I like old musicals.
Old songs. The soaring melodies of Richard Rodgers, cleverness of Noel
Coward, the wit and anguish of Cole Porter.
I thoroughly enjoyed the outlandish humor of A Gentleman’s Guide to Love and Murder. But I haven’t LOVED a musical play like this
in I don’t know how long.
The company of Hamilton. (Photo Credit 2015 Joan Marcus) |
Sitting in the Newman Theatre at the Public, I saw what some
friends have called the future of musical theatre. After almost three hours riveted
to the stage, I was overwhelmed, overpowered, overjoyed by this musical play. Hamilton is hilarious and
heartbreaking as good stories and good music always are. Of course, the story is true — Alexander Hamilton,
the youngest of our founding fathers, the lowest born, with big dreams of the future
of the United States. As for the music,
although I don't care for hip hop or rap and didn’t know quite what I was in for — I even brought my earplugs (required for movie houses showing most modern
films) just in case the show was over amplified; it wasn’t —I found myself
bowled over by the depth and catholicity of Lin-Manuel Miranda’s musical talent, not to mention his intellect.
Lin-Manuel Miranda,
creator of the book, music, and lyrics of Hamilton, has given us beautiful songs,
witty, erudite and heartfelt, in an innovative play. And funny. The music is perfectly modulated and
styled based on which character is telling what part of the story. There’s some rap, there are lyrical ballads,
songs of ambition, jealousy, anger, love, unimaginable pain. There are vivid characters created, sung,
danced before us. History is brought to
life. The score is varied and rhythmic
and melodic, Andy Bankenbuehler’s choreography
exhilarating, the performances universally excellent. Thomas Kail’s direction is tight, bright, flawless.
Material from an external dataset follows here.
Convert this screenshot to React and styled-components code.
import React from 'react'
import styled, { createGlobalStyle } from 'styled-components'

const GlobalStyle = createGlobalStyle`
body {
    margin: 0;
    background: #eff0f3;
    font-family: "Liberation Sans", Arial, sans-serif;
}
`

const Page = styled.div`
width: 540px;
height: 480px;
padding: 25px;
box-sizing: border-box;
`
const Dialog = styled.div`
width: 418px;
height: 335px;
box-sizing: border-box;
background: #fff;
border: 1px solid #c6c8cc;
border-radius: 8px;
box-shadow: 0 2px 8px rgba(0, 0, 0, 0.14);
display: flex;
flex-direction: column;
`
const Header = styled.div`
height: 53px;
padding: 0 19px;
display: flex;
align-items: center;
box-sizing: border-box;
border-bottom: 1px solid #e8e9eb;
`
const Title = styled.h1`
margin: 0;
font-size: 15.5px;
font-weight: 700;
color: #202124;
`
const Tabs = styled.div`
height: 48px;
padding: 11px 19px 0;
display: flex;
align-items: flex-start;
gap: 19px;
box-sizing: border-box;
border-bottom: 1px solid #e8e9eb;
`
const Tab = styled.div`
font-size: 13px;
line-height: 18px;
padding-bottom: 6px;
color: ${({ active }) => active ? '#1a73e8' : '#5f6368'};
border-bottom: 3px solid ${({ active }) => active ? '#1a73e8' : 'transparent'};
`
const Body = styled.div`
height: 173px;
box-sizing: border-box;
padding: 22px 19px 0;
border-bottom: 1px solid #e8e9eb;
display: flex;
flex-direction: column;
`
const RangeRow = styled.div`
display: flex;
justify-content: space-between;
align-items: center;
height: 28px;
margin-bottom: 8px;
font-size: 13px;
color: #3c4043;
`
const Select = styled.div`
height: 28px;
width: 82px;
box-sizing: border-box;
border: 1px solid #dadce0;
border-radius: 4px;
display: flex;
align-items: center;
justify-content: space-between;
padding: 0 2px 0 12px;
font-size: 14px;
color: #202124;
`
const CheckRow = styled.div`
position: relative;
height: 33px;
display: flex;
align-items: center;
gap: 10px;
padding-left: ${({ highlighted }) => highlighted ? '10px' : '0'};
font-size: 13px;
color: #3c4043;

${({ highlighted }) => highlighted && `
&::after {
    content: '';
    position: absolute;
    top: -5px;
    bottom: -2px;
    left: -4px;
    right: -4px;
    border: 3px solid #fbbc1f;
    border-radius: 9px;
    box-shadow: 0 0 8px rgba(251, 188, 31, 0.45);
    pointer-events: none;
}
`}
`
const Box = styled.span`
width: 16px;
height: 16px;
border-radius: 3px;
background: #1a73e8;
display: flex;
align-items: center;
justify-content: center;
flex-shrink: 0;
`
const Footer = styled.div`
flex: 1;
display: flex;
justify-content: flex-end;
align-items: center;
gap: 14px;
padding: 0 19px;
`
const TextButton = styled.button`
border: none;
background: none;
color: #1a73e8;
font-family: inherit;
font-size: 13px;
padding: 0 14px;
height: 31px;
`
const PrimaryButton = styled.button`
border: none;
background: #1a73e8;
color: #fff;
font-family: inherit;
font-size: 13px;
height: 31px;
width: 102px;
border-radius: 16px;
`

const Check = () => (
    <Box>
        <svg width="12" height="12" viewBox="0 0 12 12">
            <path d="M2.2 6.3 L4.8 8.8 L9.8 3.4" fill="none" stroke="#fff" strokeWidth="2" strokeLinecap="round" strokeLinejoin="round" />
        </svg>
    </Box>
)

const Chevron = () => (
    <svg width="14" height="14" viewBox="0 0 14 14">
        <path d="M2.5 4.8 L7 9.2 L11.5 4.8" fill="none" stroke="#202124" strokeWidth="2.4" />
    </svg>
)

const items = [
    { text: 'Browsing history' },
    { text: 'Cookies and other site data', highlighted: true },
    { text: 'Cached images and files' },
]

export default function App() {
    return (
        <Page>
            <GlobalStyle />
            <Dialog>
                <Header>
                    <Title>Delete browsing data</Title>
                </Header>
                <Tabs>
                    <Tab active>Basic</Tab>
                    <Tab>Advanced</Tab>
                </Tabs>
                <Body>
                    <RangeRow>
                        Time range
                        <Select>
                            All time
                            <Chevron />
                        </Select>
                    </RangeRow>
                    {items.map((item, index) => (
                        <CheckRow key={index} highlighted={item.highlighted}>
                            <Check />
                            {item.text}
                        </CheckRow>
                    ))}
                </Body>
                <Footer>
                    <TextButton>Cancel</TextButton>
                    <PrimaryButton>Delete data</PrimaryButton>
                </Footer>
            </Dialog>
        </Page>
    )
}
Aaron Burr and Alexander Hamilton are side by side throughout
the story, from Hamilton’s arrival in NYC to his death in New Jersey at Burr’s
hands. The quietly seething Burr, smoothly
then passionately played by Leslie Odom,
Jr., is a fine foil to Mr. Hamilton as played by Mr. Miranda. From the lullabies each man sings to his
child to political wranglings in the creation of the new country, their
similarities and differences are built and grown through the play to its
climax. Burr wanted to be in the room
where it happened, but it was always Hamilton.
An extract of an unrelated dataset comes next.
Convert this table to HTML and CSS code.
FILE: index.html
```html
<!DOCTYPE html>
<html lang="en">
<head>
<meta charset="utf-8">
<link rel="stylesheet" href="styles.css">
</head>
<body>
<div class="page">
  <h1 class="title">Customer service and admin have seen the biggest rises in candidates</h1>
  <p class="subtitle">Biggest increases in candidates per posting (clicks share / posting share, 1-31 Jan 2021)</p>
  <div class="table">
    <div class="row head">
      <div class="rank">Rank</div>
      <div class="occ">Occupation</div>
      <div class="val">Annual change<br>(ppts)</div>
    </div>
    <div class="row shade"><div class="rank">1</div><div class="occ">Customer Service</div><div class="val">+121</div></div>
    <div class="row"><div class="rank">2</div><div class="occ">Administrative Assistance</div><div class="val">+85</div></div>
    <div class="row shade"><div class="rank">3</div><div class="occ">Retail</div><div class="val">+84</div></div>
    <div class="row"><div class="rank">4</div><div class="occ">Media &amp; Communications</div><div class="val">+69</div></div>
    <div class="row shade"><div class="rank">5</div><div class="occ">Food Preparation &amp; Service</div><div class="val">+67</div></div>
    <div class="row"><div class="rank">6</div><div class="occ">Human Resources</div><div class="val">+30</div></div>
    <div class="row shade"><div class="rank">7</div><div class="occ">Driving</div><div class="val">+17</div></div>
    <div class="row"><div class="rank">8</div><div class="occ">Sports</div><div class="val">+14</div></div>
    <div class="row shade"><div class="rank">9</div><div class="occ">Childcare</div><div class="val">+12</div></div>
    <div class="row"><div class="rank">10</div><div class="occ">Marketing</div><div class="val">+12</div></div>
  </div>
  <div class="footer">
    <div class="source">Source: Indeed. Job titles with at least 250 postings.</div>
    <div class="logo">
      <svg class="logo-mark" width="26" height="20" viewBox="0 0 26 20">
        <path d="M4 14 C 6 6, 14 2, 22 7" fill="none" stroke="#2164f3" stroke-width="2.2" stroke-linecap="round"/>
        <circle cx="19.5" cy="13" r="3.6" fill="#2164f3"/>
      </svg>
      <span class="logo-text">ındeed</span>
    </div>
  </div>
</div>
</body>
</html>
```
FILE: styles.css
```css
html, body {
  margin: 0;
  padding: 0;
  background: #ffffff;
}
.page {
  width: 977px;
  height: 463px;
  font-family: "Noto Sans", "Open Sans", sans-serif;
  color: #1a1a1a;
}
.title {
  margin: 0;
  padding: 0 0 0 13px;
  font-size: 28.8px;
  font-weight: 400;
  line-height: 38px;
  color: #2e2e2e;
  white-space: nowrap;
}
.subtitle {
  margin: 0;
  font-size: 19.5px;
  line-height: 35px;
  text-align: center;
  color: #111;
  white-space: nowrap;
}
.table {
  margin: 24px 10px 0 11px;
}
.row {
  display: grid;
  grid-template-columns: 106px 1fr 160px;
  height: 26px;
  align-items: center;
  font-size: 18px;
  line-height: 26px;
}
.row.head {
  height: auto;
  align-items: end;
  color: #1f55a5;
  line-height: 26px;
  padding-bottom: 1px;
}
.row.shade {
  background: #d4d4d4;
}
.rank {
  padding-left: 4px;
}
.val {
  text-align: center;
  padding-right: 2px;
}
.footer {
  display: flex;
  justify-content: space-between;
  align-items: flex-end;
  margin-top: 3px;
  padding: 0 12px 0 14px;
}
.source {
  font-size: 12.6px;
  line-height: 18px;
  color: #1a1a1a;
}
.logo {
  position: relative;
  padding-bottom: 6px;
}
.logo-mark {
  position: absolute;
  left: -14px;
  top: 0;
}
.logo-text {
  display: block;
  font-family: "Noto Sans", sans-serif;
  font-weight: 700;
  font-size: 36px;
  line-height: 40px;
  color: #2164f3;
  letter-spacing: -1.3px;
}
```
Leslie Odom Jr. as Burr with the Schuyler girls: Phillipa Soo, Jasmine Cephas Jones, and Renee Elise Goldsberry |
These thrilling figures are at counterpoint to one another,
surrounded by the ordinary yet extraordinary people in at our country’s birth,
and the actors are at the top of their game. To name but a few:
Christopher Jackson as George
Washington, Daveed Diggs first as
the Marquis de Lafayette and later as Thomas Jefferson, the golden-voiced RenĂ©e Elise Goldsberry as Hamilton’s
sister-in-law Angelica Schuyler in counterpoint to the sweetly warm Phillipa Soo as Hamilton’s wife Eliza lead a marvelous cast of actors,
singers, dancers. And I mustn’t forget
the only performer who would not be described as a person of color, Jonathan Groff, who provided a great
deal of snide humor as King George.
Daveed Diggs as Marquis de Lafayette, Okkieriete Onaodowan as Hercules Mulligan, Anthony Ramos as John Laurens, and Lin-Manuel Miranda as Hamilton. (Photo credit Joan Marcus) |
Mr. Miranda’s lyrics are contemporary to us, not Hamilton,
but everything about this play is contemporary from the musical and dance
styles to the plot. On this 18th
century-style stage, we experience remarkably intelligent and tuneful
rollicking good fun showing us that nothing changes. Politics, jealousy, love, faith: people are the same.
The scenic design by David
Korins was appropriately Shakespearean — a “balcony” surrounding three
sides of the stage with rolling staircases. Warm wood tones glowed even in the pre-show
lighting set up by Howell Binkley. It’s a good space, a not too large house to
preserve the intimacy of the direct address from these characters to us, and
pretty well raked (with more legroom than any Broadway house).
Lin-Manuel Miranda
is brilliant and has created a work of art, just magnificent. Unbearably good,
unbearably painful, I want to see it again, experience it again, hear it
again. And I want to read Ron Chernow’s biography that inspired
such an intelligent, educational and moving joining of music, drama, and
history.
As George Washington says (in the play), "Who Lives Who
Dies Who Tells Your Story."
Lin-Manuel Miranda is telling Hamilton's story. Lucky Mr. Hamilton. Lucky us.
Here’s to Lin-Manuel Miranda, the new king of American
musical theatre. Long may he reign.
~ Molly Matera,
signing off….if you miss it at the Public Theatre, Hamilton is moving to Broadway this summer.